Some of you might know of this famous scientist who, back when the universe existed through the sheer will of God, dared to refute the claim that the Earth was the center of that universe. His name was Galileo and he was forced to recant his claims by the strongest power of the time: the Catholic Church.

The Catholic Church, however, had valid reasons to censor Galileo. Their absolute power over its subjects depended entirely on the validity (or, let’s say, literal validity) of everything that is written in the Christian Bible. There was no space for interpretation or poetic license; if one thing isn’t true, who’s to say the rest isn’t? Of course, that’s as good a justification as governments making shit up to legally invade another country. It’s been done throughout history whenever you require a large amount of people to agree blindly to your egotistical designs, so no surprises so far. And while what I will mention next should come as no surprise to anyone living outside a cave for the last twenty years or so, it’s still very disturbing.

Turns out, there’s a Canadian book on evolution that recently won a prestigious award over there for best science book for children. You guys remember when children went to school to learn the facts of life and the universe? Apparently some folks don’t, and this group has put the fear of God (literally) on U.S. publishers so that no one on American soil will pick this book up for publication. And by “this group” I mean Christian Creationist Groups.

Now, let’s be clear about something: freedom of speech goes both ways. It means that just as much as you are free to rebuke God and religion, religion can tell you that you are wrong without fear of legal reprisals; they are within their rights to defend their beliefs. However, this is nothing of the sort. This is censorship on the scale of Galileo vs. The Church, without going so far as threatening with death (as far as I know, there are always wackos). The day has come when evolution, one of the most accepted scientific theories (facts, actually) of the last century, is a topic so controversial publishing companies are bowing out from talking about it, for fear of the Creationism faction.

I wonder what would be the public’s response if the roles were reversed and it was the scientific community trying to bury forever and without question the religious beliefs of this people, using their clout to achieve their ends. Yeah, I can already see Apple, Google, and Microsoft threatening with an embargo of their products if the U.S. Government doesn’t outlaw Bibles. Or maybe Bill Nye the Science Guy putting Creationism in its place.

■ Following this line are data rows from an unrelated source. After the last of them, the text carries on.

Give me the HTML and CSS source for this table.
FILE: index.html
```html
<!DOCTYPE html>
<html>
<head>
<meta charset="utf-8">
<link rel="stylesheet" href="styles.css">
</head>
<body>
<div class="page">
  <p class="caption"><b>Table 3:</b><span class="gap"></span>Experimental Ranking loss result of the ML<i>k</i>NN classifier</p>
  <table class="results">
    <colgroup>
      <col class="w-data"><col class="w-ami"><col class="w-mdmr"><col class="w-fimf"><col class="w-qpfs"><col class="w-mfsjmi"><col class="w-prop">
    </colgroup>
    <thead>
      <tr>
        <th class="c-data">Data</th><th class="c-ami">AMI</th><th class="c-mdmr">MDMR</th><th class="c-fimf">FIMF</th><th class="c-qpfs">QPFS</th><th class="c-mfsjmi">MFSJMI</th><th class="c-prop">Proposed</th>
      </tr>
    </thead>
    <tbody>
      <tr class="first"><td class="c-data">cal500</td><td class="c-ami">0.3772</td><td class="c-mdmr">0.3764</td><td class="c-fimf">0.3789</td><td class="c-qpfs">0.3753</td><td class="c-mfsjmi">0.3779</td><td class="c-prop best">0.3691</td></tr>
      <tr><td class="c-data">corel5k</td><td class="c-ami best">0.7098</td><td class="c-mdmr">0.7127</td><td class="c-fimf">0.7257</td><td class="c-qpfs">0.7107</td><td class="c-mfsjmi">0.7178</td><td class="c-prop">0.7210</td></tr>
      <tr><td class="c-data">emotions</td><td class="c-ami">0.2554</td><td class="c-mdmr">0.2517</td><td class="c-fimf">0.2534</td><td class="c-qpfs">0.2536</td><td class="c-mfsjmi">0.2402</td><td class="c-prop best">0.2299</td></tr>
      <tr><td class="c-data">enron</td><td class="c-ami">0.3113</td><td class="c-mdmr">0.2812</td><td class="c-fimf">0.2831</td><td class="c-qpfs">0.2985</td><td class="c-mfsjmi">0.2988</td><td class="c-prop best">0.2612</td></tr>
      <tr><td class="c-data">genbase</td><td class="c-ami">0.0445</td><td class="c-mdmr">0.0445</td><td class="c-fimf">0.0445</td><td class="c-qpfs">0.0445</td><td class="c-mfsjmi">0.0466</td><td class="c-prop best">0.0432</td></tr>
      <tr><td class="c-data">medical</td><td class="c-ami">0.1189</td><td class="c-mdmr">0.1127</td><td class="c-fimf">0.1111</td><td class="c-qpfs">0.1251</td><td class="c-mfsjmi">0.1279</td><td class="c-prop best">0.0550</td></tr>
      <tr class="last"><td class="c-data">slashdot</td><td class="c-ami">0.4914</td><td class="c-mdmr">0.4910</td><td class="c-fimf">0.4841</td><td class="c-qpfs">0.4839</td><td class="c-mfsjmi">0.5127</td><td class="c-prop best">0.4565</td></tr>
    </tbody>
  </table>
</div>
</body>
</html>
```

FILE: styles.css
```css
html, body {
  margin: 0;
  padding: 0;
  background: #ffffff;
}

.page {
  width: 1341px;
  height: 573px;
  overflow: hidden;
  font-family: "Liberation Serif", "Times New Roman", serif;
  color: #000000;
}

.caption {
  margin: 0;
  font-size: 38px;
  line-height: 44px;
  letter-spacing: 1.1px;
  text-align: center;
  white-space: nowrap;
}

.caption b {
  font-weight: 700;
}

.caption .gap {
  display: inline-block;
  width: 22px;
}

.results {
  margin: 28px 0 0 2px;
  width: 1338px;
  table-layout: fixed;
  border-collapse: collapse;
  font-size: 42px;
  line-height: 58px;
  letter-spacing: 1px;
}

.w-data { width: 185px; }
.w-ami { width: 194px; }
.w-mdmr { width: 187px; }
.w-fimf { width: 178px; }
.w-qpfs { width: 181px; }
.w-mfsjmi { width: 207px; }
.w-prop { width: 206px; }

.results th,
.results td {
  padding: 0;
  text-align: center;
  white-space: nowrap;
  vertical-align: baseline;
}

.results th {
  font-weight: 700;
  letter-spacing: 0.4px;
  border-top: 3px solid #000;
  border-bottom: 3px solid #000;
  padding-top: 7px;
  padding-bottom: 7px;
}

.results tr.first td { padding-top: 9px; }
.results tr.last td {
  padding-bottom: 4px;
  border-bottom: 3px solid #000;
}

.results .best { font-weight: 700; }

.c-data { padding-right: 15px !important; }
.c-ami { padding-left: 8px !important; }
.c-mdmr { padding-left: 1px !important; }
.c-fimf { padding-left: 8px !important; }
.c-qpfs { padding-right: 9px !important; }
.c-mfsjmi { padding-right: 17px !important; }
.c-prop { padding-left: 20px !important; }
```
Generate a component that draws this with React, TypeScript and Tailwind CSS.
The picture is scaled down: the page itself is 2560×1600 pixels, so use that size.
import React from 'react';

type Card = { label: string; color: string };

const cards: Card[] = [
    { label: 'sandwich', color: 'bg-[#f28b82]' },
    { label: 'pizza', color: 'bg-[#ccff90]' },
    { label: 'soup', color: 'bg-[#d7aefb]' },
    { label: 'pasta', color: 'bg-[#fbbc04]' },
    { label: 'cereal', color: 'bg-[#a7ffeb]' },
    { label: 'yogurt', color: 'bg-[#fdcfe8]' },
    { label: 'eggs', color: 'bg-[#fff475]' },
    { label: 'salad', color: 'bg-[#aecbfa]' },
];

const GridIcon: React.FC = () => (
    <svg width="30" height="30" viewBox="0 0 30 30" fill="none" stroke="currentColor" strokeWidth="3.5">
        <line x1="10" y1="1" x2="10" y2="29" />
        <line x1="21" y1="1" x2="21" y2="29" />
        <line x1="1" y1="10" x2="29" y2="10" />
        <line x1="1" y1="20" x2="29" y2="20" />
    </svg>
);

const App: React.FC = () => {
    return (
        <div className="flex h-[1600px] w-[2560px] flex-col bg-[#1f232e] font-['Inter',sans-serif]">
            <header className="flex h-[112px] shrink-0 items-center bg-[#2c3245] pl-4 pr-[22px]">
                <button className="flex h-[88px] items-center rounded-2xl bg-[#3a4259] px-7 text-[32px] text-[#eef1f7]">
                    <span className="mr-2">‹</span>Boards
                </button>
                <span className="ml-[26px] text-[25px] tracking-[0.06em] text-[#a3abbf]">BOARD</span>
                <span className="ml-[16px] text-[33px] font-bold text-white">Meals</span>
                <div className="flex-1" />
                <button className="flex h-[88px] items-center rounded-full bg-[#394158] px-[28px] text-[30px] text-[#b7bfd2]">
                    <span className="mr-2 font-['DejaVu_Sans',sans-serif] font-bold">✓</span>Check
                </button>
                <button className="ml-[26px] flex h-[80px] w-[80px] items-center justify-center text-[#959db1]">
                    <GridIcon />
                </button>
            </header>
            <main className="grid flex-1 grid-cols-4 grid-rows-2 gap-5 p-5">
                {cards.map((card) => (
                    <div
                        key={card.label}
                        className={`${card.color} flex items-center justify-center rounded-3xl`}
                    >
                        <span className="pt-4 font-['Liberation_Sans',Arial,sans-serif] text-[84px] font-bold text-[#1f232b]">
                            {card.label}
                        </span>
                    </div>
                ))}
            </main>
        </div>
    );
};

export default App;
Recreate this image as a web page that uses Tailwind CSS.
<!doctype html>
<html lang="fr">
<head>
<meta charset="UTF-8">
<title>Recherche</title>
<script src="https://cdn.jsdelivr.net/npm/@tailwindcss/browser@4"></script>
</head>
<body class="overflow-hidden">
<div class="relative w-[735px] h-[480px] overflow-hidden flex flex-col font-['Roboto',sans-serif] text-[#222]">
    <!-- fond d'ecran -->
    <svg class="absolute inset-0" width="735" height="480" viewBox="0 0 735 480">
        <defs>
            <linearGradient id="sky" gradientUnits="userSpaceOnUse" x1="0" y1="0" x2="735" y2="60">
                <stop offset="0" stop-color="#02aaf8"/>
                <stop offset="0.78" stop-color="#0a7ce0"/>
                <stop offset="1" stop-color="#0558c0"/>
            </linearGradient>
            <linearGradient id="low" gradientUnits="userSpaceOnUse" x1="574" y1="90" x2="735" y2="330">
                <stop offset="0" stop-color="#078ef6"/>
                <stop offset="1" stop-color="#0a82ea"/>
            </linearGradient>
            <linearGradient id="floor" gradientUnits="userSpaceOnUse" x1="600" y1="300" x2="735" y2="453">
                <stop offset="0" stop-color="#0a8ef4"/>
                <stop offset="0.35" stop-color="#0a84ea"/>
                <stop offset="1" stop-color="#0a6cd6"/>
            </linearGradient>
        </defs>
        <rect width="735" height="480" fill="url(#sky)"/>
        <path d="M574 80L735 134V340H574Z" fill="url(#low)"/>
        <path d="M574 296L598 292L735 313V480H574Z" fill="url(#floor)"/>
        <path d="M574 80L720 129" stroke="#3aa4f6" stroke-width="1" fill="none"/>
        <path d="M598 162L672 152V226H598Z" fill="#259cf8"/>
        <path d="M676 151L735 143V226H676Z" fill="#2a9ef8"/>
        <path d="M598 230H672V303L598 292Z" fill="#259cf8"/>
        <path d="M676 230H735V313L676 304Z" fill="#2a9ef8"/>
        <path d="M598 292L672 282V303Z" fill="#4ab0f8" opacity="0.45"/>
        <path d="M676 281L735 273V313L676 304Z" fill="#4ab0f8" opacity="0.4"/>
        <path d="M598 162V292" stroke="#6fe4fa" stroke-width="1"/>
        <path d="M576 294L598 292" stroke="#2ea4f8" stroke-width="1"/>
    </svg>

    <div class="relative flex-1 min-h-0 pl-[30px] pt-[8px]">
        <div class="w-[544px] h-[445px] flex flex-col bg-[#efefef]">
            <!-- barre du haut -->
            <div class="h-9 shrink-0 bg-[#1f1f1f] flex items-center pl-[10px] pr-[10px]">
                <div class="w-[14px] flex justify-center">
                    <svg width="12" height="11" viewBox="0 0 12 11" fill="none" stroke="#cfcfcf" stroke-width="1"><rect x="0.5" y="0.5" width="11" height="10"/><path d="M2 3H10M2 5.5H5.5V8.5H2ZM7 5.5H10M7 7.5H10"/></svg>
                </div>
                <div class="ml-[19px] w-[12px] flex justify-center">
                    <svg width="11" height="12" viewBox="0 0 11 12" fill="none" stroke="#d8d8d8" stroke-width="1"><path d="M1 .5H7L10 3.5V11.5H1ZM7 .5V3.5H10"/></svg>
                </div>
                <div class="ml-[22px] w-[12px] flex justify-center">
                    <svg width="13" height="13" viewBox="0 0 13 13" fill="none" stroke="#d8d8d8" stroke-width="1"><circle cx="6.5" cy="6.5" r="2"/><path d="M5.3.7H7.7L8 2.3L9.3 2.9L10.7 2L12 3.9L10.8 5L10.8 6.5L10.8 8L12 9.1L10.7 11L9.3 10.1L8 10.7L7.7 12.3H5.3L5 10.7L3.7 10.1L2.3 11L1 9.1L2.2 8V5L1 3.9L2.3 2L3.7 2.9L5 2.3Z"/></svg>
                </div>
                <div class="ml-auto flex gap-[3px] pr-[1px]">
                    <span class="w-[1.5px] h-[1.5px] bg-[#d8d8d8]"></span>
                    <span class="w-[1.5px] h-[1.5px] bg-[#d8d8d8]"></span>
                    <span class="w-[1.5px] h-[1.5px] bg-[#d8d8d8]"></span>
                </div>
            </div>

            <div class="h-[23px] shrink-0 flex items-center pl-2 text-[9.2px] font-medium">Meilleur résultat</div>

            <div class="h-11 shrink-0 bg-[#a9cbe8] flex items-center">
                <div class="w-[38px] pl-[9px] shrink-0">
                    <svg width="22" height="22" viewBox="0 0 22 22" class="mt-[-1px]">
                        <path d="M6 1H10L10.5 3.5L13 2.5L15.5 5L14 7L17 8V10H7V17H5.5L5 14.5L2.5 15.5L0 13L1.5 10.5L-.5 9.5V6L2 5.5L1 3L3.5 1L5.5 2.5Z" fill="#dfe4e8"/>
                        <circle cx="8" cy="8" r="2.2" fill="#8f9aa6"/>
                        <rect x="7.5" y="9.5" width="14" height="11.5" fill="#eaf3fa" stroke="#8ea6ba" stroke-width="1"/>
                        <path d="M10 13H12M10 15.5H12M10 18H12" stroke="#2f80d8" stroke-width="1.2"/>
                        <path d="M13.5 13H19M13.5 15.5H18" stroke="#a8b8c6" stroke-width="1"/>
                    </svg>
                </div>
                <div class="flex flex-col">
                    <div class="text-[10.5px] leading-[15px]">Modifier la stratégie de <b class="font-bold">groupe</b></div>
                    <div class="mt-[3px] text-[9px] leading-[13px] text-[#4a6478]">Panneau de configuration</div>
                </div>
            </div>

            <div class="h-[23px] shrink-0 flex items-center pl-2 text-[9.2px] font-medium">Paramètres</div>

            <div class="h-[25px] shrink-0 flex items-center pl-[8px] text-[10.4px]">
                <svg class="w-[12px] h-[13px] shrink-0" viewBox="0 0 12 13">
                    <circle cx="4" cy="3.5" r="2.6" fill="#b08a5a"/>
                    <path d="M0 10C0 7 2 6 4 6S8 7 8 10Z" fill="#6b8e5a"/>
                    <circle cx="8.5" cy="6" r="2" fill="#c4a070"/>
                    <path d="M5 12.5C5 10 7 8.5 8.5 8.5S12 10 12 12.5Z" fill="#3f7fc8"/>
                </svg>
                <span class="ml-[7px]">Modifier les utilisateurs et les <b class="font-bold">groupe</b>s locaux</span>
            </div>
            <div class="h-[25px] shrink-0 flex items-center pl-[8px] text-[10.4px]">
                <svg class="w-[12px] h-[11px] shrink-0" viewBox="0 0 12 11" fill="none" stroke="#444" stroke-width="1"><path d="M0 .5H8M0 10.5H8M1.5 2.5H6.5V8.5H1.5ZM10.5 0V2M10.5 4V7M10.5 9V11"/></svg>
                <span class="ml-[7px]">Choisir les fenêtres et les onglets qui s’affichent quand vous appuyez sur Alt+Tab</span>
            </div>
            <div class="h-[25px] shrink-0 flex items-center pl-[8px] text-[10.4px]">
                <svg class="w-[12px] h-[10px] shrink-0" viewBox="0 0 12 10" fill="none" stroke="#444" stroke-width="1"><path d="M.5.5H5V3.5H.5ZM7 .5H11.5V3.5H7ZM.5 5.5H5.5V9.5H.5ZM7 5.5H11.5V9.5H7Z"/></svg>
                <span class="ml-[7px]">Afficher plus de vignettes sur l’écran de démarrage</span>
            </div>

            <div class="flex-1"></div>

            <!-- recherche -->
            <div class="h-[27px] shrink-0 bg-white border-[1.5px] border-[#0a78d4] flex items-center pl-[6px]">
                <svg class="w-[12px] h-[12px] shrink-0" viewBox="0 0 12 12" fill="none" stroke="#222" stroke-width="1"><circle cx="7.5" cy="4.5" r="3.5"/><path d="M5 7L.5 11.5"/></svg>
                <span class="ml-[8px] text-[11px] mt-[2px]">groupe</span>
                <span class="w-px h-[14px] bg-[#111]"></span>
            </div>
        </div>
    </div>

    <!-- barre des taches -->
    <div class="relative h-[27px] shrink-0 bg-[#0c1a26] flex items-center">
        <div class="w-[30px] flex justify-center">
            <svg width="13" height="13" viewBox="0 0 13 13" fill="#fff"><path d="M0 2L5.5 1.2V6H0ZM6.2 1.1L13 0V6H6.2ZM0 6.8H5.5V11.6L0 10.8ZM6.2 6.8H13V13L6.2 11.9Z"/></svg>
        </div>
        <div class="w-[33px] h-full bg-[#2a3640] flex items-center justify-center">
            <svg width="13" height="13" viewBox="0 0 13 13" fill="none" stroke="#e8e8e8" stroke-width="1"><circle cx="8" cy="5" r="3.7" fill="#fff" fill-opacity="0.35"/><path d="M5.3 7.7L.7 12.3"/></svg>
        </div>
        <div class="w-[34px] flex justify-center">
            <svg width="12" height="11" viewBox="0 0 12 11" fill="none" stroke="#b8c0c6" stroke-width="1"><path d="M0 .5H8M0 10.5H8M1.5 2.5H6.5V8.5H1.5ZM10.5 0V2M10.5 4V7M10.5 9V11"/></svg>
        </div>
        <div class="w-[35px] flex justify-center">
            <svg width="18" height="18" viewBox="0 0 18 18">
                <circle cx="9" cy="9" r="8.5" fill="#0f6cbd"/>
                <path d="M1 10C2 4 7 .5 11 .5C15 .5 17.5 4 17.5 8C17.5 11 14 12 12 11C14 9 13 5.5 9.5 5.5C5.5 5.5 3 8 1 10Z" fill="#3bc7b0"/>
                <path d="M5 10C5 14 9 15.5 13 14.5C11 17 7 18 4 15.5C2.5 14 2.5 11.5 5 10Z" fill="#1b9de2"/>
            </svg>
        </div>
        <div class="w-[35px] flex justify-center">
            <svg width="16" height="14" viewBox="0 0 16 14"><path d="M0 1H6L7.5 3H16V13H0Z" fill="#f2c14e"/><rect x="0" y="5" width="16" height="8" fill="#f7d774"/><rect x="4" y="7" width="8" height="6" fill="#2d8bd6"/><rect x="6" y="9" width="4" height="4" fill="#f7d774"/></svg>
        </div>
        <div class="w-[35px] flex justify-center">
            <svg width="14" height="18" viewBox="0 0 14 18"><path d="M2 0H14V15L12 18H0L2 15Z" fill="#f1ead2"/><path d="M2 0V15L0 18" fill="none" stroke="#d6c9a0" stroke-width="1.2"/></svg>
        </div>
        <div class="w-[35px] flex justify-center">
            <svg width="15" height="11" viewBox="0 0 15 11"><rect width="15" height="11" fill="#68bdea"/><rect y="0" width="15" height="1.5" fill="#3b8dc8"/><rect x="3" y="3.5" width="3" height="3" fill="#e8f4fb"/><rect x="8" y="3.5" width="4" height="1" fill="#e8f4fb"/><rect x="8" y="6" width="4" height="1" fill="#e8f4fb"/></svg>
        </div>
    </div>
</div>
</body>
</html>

The religious rhetoric in a supposedly secular state such as the United States has been alarmingly going on the rise for the last few years; at least it caught my attention since the Bush Jr. administration (I’m the first one to admit I don’t pay much attention to politics, most probably it’s been going on since way before that). It’s alarming because, historically, one of religion’s staunchest characteristics is its intolerance. Its “we are right and you are wrong, and you will pay for your mistake in Hell” mentality is eerily similar to Bush’s “you are either with us or against us” rhetoric. The values that once made the U.S. a promising nation are giving way to the censorship and oppression of the “1984” world.

And that, folks, is one scary thought.